Dr. Greaves and colleagues used the William Herschel Telescope to observe infrared light from phosphorus and iron in the Crab Nebula, a supernova remnant approximately 6,500 light-years away in the direction of the constellation of Taurus.
“This is only the second such study of phosphorus that has been made,” said Dr. Phil Cigan, also from the School of Physics and Astronomy at Cardiff University.
“The first looked at the Cassiopeia A supernova remnant, and so we are able to compare two different stellar explosions and see if they ejected different proportions of phosphorus and iron. The first element supports life, while the second is a major part of our planet’s core.”
A false color image of Cassiopeia A using observations from NASA’s Spitzer Space Telescope and Chandra X-ray Observatory as well as the NASA/ESA Hubble Space Telescope. Image credit: NASA / JPL-Caltech.

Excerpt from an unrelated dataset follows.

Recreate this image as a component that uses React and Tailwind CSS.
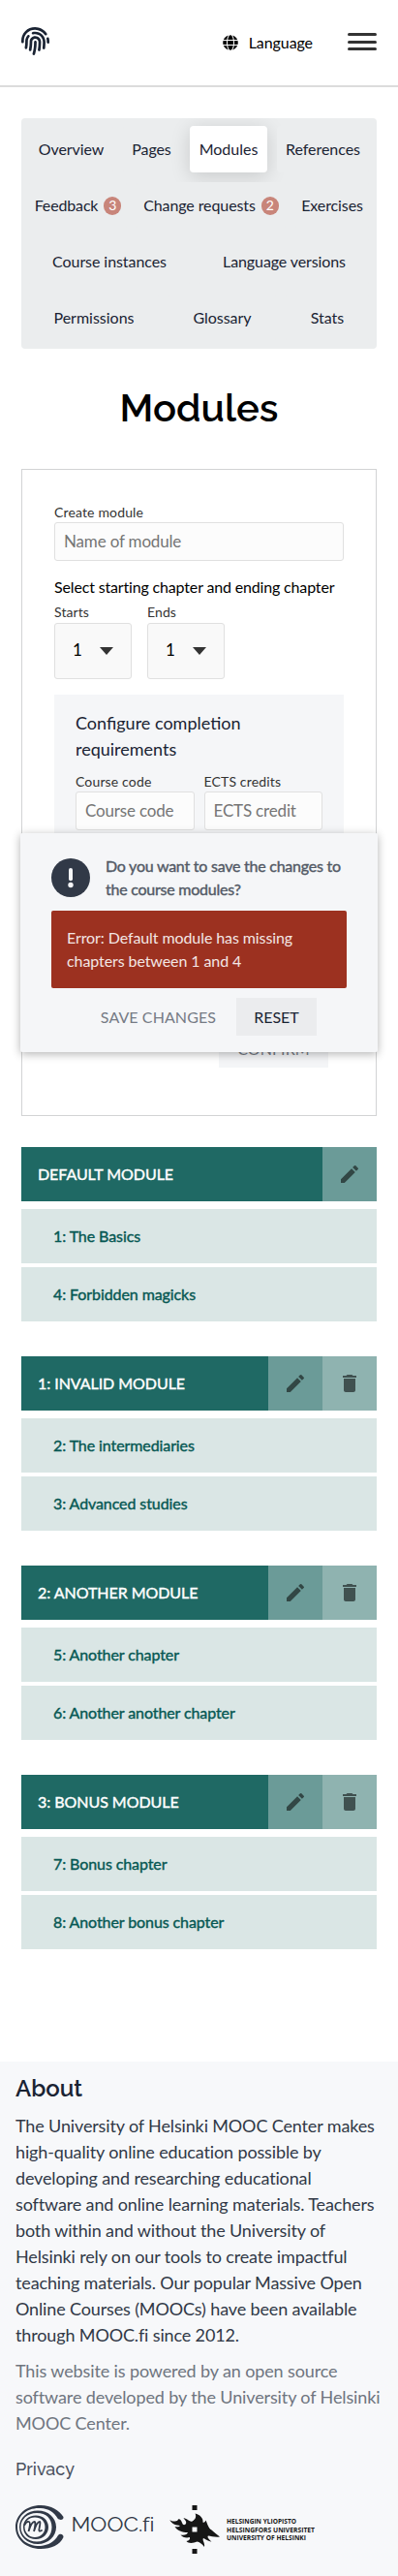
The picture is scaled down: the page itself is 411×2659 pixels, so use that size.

The team struggled with foggy nights at the telescope, back in November 2017, and is only just starting to get scientific results from a few hours of data.

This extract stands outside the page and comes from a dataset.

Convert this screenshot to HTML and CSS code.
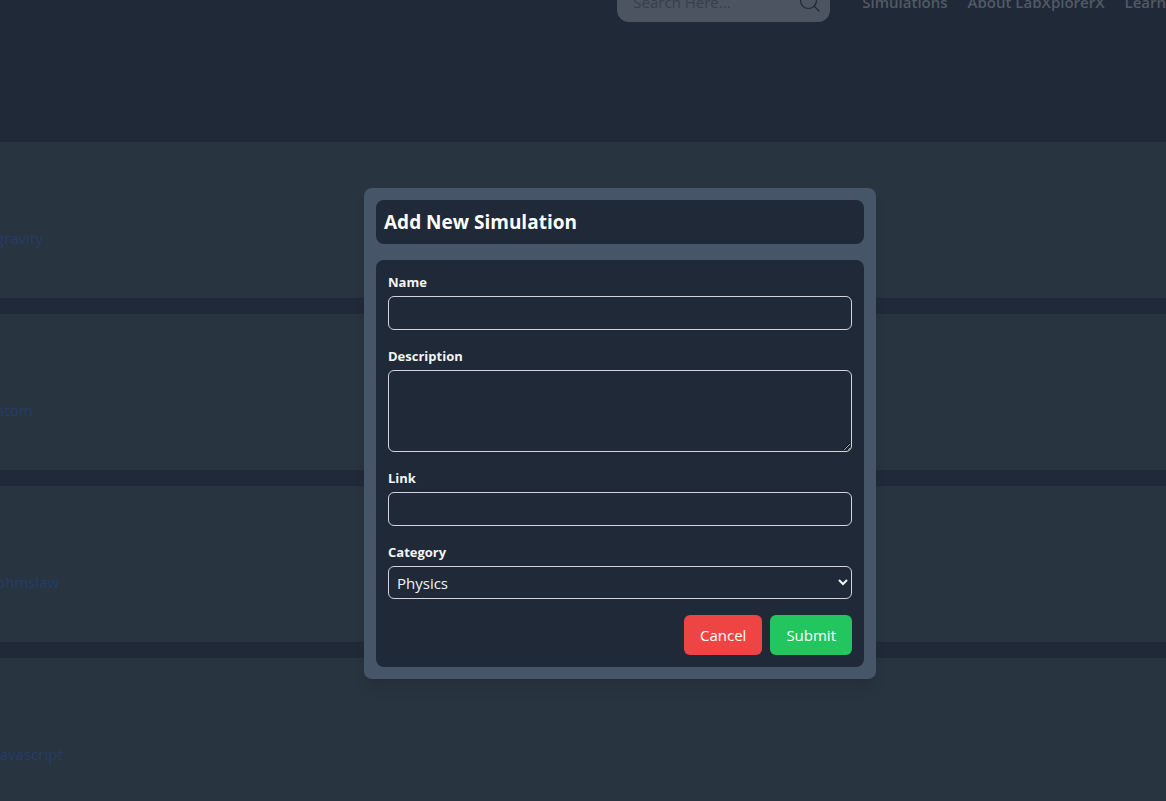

“These are our preliminary results, which we extracted only in the last couple of weeks,” Dr. Cigan noted.
“But at least for the parts of the Crab Nebula we were able to observe so far, there seems to be much less phosphorus than in Cassiopeia A.”
“The two explosions seem to differ from each other, perhaps because Cassiopeia A results from the explosion of a rare super-massive star.”
“We’ve just asked for more telescope time to go back and check, in case we’ve missed some phosphorus-rich regions in the Crab Nebula.”
The team’s results suggest that material blown out into space could vary dramatically in chemical composition.
“The route to carrying phosphorus into new-born planets looks rather precarious,” Dr. Greaves said.
“We already think that only a few phosphorus-bearing minerals that came to the Earth — probably in meteorites — were reactive enough to get involved in making proto-biomolecules.”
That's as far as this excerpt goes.